> **Data shown**:
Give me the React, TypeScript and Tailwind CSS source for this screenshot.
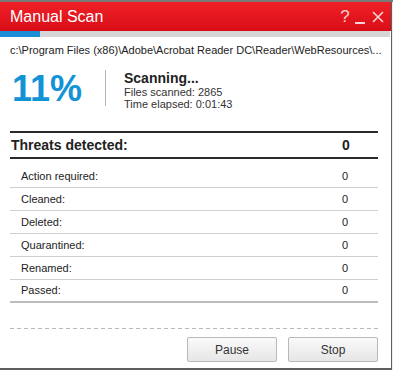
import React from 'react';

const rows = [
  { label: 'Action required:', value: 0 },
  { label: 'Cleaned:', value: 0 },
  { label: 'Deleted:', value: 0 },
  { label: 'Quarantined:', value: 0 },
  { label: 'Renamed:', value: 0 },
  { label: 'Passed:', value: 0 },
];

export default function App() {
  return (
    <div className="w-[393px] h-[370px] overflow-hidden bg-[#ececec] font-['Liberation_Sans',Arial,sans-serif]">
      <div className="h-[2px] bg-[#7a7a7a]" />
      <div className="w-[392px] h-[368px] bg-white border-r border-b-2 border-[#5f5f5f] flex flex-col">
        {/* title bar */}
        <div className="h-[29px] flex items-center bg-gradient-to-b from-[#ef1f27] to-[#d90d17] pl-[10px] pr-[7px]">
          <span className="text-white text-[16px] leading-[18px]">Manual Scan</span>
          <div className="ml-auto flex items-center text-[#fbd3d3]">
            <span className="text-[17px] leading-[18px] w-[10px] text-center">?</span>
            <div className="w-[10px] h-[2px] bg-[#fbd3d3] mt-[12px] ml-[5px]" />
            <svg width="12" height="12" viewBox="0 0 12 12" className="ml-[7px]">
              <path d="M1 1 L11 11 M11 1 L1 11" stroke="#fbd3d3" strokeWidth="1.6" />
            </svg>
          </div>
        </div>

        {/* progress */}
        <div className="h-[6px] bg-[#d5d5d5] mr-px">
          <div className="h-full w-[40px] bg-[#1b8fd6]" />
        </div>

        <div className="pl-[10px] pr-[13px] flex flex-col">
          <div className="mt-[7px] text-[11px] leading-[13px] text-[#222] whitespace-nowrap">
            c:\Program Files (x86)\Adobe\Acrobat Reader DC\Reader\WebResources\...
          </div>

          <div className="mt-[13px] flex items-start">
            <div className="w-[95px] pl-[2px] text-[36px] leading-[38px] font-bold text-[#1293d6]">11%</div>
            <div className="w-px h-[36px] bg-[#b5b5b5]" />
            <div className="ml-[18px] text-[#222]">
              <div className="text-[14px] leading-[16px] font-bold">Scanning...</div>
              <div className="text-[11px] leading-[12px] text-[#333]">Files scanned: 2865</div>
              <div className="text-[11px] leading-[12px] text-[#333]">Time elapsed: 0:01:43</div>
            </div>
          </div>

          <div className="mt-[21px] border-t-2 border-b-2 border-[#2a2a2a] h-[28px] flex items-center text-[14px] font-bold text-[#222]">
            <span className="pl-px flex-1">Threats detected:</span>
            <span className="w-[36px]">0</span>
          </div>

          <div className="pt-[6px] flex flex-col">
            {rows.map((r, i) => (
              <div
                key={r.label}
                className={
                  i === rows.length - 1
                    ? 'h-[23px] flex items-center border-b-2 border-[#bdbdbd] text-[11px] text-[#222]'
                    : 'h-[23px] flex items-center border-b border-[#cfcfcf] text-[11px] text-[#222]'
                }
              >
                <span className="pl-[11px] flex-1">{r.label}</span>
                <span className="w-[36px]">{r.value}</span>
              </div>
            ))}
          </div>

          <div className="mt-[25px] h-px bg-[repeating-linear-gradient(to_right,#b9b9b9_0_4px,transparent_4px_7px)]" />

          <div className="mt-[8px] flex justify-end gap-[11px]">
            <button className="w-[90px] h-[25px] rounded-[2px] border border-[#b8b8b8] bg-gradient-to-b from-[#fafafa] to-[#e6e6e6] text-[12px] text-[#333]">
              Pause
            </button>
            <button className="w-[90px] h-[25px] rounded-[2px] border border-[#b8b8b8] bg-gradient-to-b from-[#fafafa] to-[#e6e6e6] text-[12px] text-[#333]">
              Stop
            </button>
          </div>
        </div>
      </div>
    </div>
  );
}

> **Exercise description**:
Reproduce every line above as written, skipping pictures.

> **Written response**:
Give me the React, TypeScript and Tailwind CSS source for this screenshot.
import React from 'react';

const rows = [
  { label: 'Action required:', value: 0 },
  { label: 'Cleaned:', value: 0 },
  { label: 'Deleted:', value: 0 },
  { label: 'Quarantined:', value: 0 },
  { label: 'Renamed:', value: 0 },
  { label: 'Passed:', value: 0 },
];

export default function App() {
  return (
    <div className="w-[393px] h-[370px] overflow-hidden bg-[#ececec] font-['Liberation_Sans',Arial,sans-serif]">
      <div className="h-[2px] bg-[#7a7a7a]" />
      <div className="w-[392px] h-[368px] bg-white border-r border-b-2 border-[#5f5f5f] flex flex-col">
        {/* title bar */}
        <div className="h-[29px] flex items-center bg-gradient-to-b from-[#ef1f27] to-[#d90d17] pl-[10px] pr-[7px]">
          <span className="text-white text-[16px] leading-[18px]">Manual Scan</span>
          <div className="ml-auto flex items-center text-[#fbd3d3]">
            <span className="text-[17px] leading-[18px] w-[10px] text-center">?</span>
            <div className="w-[10px] h-[2px] bg-[#fbd3d3] mt-[12px] ml-[5px]" />
            <svg width="12" height="12" viewBox="0 0 12 12" className="ml-[7px]">
              <path d="M1 1 L11 11 M11 1 L1 11" stroke="#fbd3d3" strokeWidth="1.6" />
            </svg>
          </div>
        </div>

        {/* progress */}
        <div className="h-[6px] bg-[#d5d5d5] mr-px">
          <div className="h-full w-[40px] bg-[#1b8fd6]" />
        </div>

        <div className="pl-[10px] pr-[13px] flex flex-col">
          <div className="mt-[7px] text-[11px] leading-[13px] text-[#222] whitespace-nowrap">
            c:\Program Files (x86)\Adobe\Acrobat Reader DC\Reader\WebResources\...
          </div>

          <div className="mt-[13px] flex items-start">
            <div className="w-[95px] pl-[2px] text-[36px] leading-[38px] font-bold text-[#1293d6]">11%</div>
            <div className="w-px h-[36px] bg-[#b5b5b5]" />
            <div className="ml-[18px] text-[#222]">
              <div className="text-[14px] leading-[16px] font-bold">Scanning...</div>
              <div className="text-[11px] leading-[12px] text-[#333]">Files scanned: 2865</div>
              <div className="text-[11px] leading-[12px] text-[#333]">Time elapsed: 0:01:43</div>
            </div>
          </div>

          <div className="mt-[21px] border-t-2 border-b-2 border-[#2a2a2a] h-[28px] flex items-center text-[14px] font-bold text-[#222]">
            <span className="pl-px flex-1">Threats detected:</span>
            <span className="w-[36px]">0</span>
          </div>

          <div className="pt-[6px] flex flex-col">
            {rows.map((r, i) => (
              <div
                key={r.label}
                className={
                  i === rows.length - 1
                    ? 'h-[23px] flex items-center border-b-2 border-[#bdbdbd] text-[11px] text-[#222]'
                    : 'h-[23px] flex items-center border-b border-[#cfcfcf] text-[11px] text-[#222]'
                }
              >
                <span className="pl-[11px] flex-1">{r.label}</span>
                <span className="w-[36px]">{r.value}</span>
              </div>
            ))}
          </div>

          <div className="mt-[25px] h-px bg-[repeating-linear-gradient(to_right,#b9b9b9_0_4px,transparent_4px_7px)]" />

          <div className="mt-[8px] flex justify-end gap-[11px]">
            <button className="w-[90px] h-[25px] rounded-[2px] border border-[#b8b8b8] bg-gradient-to-b from-[#fafafa] to-[#e6e6e6] text-[12px] text-[#333]">
              Pause
            </button>
            <button className="w-[90px] h-[25px] rounded-[2px] border border-[#b8b8b8] bg-gradient-to-b from-[#fafafa] to-[#e6e6e6] text-[12px] text-[#333]">
              Stop
            </button>
          </div>
        </div>
      </div>
    </div>
  );
}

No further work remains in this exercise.